WORK TO BE COMPLETED: Transcribe all of the material exactly. Any picture in it should be left out.
** Begin **
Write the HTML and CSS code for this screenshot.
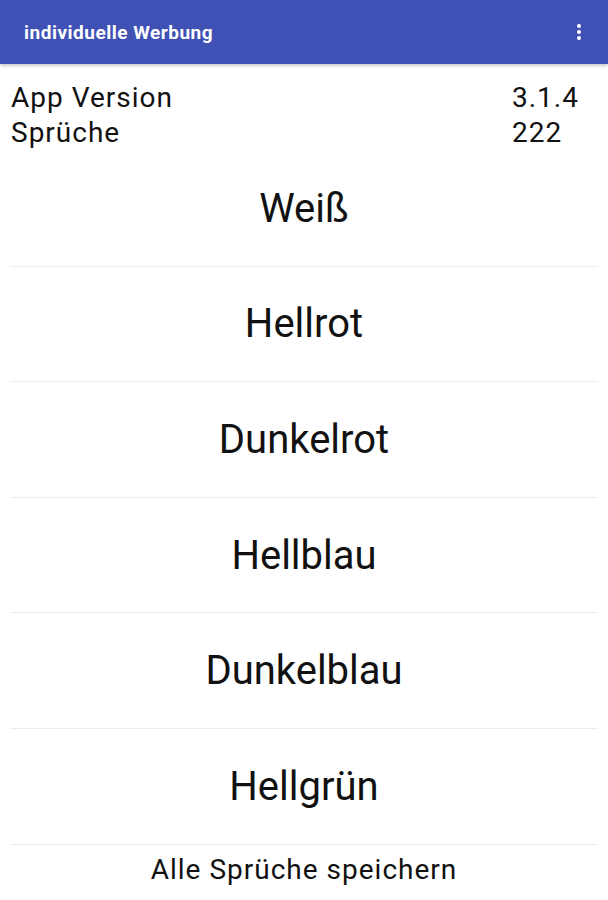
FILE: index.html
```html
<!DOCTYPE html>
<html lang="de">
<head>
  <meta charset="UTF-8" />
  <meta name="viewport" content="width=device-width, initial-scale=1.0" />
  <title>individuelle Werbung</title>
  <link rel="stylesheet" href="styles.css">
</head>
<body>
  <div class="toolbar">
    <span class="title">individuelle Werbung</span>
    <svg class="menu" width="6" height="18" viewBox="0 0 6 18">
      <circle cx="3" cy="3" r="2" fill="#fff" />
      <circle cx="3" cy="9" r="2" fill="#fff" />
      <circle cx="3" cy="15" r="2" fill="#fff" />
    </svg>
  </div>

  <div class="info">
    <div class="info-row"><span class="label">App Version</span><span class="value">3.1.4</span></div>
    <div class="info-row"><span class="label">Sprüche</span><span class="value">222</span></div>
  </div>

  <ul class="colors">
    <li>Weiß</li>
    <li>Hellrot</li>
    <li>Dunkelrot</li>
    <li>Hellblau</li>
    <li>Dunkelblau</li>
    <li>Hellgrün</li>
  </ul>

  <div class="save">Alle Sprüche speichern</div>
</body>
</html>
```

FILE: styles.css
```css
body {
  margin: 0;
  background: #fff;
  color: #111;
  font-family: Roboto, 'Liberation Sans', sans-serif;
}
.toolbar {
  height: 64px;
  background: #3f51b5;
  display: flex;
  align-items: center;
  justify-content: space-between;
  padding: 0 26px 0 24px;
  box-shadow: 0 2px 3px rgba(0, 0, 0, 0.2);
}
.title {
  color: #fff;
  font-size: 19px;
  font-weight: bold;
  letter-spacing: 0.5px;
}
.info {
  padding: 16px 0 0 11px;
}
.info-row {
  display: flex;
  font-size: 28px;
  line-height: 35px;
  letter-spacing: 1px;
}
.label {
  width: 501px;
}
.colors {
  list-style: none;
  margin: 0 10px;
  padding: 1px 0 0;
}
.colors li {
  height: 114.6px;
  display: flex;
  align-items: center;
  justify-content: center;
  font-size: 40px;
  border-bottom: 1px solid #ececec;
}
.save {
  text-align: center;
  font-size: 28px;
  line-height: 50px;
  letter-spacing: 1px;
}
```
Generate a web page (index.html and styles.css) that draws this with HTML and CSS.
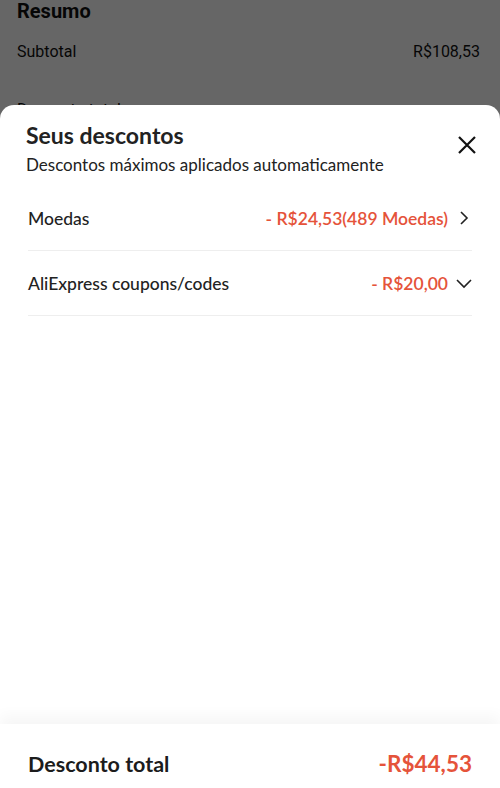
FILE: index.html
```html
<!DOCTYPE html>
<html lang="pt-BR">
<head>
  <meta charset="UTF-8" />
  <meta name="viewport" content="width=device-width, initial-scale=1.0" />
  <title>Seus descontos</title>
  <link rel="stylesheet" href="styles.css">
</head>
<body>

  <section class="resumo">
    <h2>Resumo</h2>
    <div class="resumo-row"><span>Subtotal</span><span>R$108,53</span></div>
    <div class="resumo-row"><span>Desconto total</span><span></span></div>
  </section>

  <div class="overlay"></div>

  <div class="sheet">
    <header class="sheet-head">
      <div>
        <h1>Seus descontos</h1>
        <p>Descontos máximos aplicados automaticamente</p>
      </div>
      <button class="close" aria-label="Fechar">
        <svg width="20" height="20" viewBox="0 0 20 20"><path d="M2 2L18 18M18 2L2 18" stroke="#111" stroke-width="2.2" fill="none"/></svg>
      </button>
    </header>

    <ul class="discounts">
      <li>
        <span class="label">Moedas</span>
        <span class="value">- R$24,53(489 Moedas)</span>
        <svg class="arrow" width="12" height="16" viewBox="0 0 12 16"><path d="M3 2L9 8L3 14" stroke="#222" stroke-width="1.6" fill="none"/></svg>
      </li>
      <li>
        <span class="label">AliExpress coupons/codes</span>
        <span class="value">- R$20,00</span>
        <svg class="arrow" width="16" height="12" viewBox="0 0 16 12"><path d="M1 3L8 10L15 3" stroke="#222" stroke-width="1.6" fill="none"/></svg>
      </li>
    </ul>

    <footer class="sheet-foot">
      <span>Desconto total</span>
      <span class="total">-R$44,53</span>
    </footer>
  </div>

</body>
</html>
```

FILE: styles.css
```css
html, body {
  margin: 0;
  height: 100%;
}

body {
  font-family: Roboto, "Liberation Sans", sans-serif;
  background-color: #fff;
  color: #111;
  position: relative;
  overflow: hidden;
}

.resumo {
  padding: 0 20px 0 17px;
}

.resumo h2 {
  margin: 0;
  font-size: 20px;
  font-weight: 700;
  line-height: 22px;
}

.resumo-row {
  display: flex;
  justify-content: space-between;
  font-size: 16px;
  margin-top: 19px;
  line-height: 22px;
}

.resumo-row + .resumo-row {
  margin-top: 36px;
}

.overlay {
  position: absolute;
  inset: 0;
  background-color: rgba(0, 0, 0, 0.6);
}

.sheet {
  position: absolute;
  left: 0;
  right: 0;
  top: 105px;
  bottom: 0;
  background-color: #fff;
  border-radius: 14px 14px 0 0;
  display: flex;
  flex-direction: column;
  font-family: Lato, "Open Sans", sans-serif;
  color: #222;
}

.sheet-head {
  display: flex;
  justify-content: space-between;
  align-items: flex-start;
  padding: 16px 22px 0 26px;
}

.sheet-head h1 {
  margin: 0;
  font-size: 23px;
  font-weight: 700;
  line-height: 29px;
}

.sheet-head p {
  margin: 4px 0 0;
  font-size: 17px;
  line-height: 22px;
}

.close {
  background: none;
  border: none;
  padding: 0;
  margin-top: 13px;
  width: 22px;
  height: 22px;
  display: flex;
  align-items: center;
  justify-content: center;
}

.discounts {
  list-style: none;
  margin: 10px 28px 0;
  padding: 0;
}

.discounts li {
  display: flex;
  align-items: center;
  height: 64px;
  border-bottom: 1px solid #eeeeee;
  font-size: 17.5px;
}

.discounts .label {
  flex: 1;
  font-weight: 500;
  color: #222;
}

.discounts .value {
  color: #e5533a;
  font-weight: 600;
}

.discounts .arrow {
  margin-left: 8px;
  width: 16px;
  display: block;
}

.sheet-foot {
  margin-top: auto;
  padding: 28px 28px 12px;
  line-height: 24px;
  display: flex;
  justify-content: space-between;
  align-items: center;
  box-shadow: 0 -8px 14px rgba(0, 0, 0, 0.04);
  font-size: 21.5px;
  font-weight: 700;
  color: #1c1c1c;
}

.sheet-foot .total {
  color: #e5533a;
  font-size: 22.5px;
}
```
** End **
WRITTEN SOLUTION:
Write the HTML and CSS code for this screenshot.
FILE: index.html
```html
<!DOCTYPE html>
<html lang="de">
<head>
  <meta charset="UTF-8" />
  <meta name="viewport" content="width=device-width, initial-scale=1.0" />
  <title>individuelle Werbung</title>
  <link rel="stylesheet" href="styles.css">
</head>
<body>
  <div class="toolbar">
    <span class="title">individuelle Werbung</span>
    <svg class="menu" width="6" height="18" viewBox="0 0 6 18">
      <circle cx="3" cy="3" r="2" fill="#fff" />
      <circle cx="3" cy="9" r="2" fill="#fff" />
      <circle cx="3" cy="15" r="2" fill="#fff" />
    </svg>
  </div>

  <div class="info">
    <div class="info-row"><span class="label">App Version</span><span class="value">3.1.4</span></div>
    <div class="info-row"><span class="label">Sprüche</span><span class="value">222</span></div>
  </div>

  <ul class="colors">
    <li>Weiß</li>
    <li>Hellrot</li>
    <li>Dunkelrot</li>
    <li>Hellblau</li>
    <li>Dunkelblau</li>
    <li>Hellgrün</li>
  </ul>

  <div class="save">Alle Sprüche speichern</div>
</body>
</html>
```

FILE: styles.css
```css
body {
  margin: 0;
  background: #fff;
  color: #111;
  font-family: Roboto, 'Liberation Sans', sans-serif;
}
.toolbar {
  height: 64px;
  background: #3f51b5;
  display: flex;
  align-items: center;
  justify-content: space-between;
  padding: 0 26px 0 24px;
  box-shadow: 0 2px 3px rgba(0, 0, 0, 0.2);
}
.title {
  color: #fff;
  font-size: 19px;
  font-weight: bold;
  letter-spacing: 0.5px;
}
.info {
  padding: 16px 0 0 11px;
}
.info-row {
  display: flex;
  font-size: 28px;
  line-height: 35px;
  letter-spacing: 1px;
}
.label {
  width: 501px;
}
.colors {
  list-style: none;
  margin: 0 10px;
  padding: 1px 0 0;
}
.colors li {
  height: 114.6px;
  display: flex;
  align-items: center;
  justify-content: center;
  font-size: 40px;
  border-bottom: 1px solid #ececec;
}
.save {
  text-align: center;
  font-size: 28px;
  line-height: 50px;
  letter-spacing: 1px;
}
```
Generate a web page (index.html and styles.css) that draws this with HTML and CSS.
FILE: index.html
```html
<!DOCTYPE html>
<html lang="pt-BR">
<head>
  <meta charset="UTF-8" />
  <meta name="viewport" content="width=device-width, initial-scale=1.0" />
  <title>Seus descontos</title>
  <link rel="stylesheet" href="styles.css">
</head>
<body>

  <section class="resumo">
    <h2>Resumo</h2>
    <div class="resumo-row"><span>Subtotal</span><span>R$108,53</span></div>
    <div class="resumo-row"><span>Desconto total</span><span></span></div>
  </section>

  <div class="overlay"></div>

  <div class="sheet">
    <header class="sheet-head">
      <div>
        <h1>Seus descontos</h1>
        <p>Descontos máximos aplicados automaticamente</p>
      </div>
      <button class="close" aria-label="Fechar">
        <svg width="20" height="20" viewBox="0 0 20 20"><path d="M2 2L18 18M18 2L2 18" stroke="#111" stroke-width="2.2" fill="none"/></svg>
      </button>
    </header>

    <ul class="discounts">
      <li>
        <span class="label">Moedas</span>
        <span class="value">- R$24,53(489 Moedas)</span>
        <svg class="arrow" width="12" height="16" viewBox="0 0 12 16"><path d="M3 2L9 8L3 14" stroke="#222" stroke-width="1.6" fill="none"/></svg>
      </li>
      <li>
        <span class="label">AliExpress coupons/codes</span>
        <span class="value">- R$20,00</span>
        <svg class="arrow" width="16" height="12" viewBox="0 0 16 12"><path d="M1 3L8 10L15 3" stroke="#222" stroke-width="1.6" fill="none"/></svg>
      </li>
    </ul>

    <footer class="sheet-foot">
      <span>Desconto total</span>
      <span class="total">-R$44,53</span>
    </footer>
  </div>

</body>
</html>
```

FILE: styles.css
```css
html, body {
  margin: 0;
  height: 100%;
}

body {
  font-family: Roboto, "Liberation Sans", sans-serif;
  background-color: #fff;
  color: #111;
  position: relative;
  overflow: hidden;
}

.resumo {
  padding: 0 20px 0 17px;
}

.resumo h2 {
  margin: 0;
  font-size: 20px;
  font-weight: 700;
  line-height: 22px;
}

.resumo-row {
  display: flex;
  justify-content: space-between;
  font-size: 16px;
  margin-top: 19px;
  line-height: 22px;
}

.resumo-row + .resumo-row {
  margin-top: 36px;
}

.overlay {
  position: absolute;
  inset: 0;
  background-color: rgba(0, 0, 0, 0.6);
}

.sheet {
  position: absolute;
  left: 0;
  right: 0;
  top: 105px;
  bottom: 0;
  background-color: #fff;
  border-radius: 14px 14px 0 0;
  display: flex;
  flex-direction: column;
  font-family: Lato, "Open Sans", sans-serif;
  color: #222;
}

.sheet-head {
  display: flex;
  justify-content: space-between;
  align-items: flex-start;
  padding: 16px 22px 0 26px;
}

.sheet-head h1 {
  margin: 0;
  font-size: 23px;
  font-weight: 700;
  line-height: 29px;
}

.sheet-head p {
  margin: 4px 0 0;
  font-size: 17px;
  line-height: 22px;
}

.close {
  background: none;
  border: none;
  padding: 0;
  margin-top: 13px;
  width: 22px;
  height: 22px;
  display: flex;
  align-items: center;
  justify-content: center;
}

.discounts {
  list-style: none;
  margin: 10px 28px 0;
  padding: 0;
}

.discounts li {
  display: flex;
  align-items: center;
  height: 64px;
  border-bottom: 1px solid #eeeeee;
  font-size: 17.5px;
}

.discounts .label {
  flex: 1;
  font-weight: 500;
  color: #222;
}

.discounts .value {
  color: #e5533a;
  font-weight: 600;
}

.discounts .arrow {
  margin-left: 8px;
  width: 16px;
  display: block;
}

.sheet-foot {
  margin-top: auto;
  padding: 28px 28px 12px;
  line-height: 24px;
  display: flex;
  justify-content: space-between;
  align-items: center;
  box-shadow: 0 -8px 14px rgba(0, 0, 0, 0.04);
  font-size: 21.5px;
  font-weight: 700;
  color: #1c1c1c;
}

.sheet-foot .total {
  color: #e5533a;
  font-size: 22.5px;
}
```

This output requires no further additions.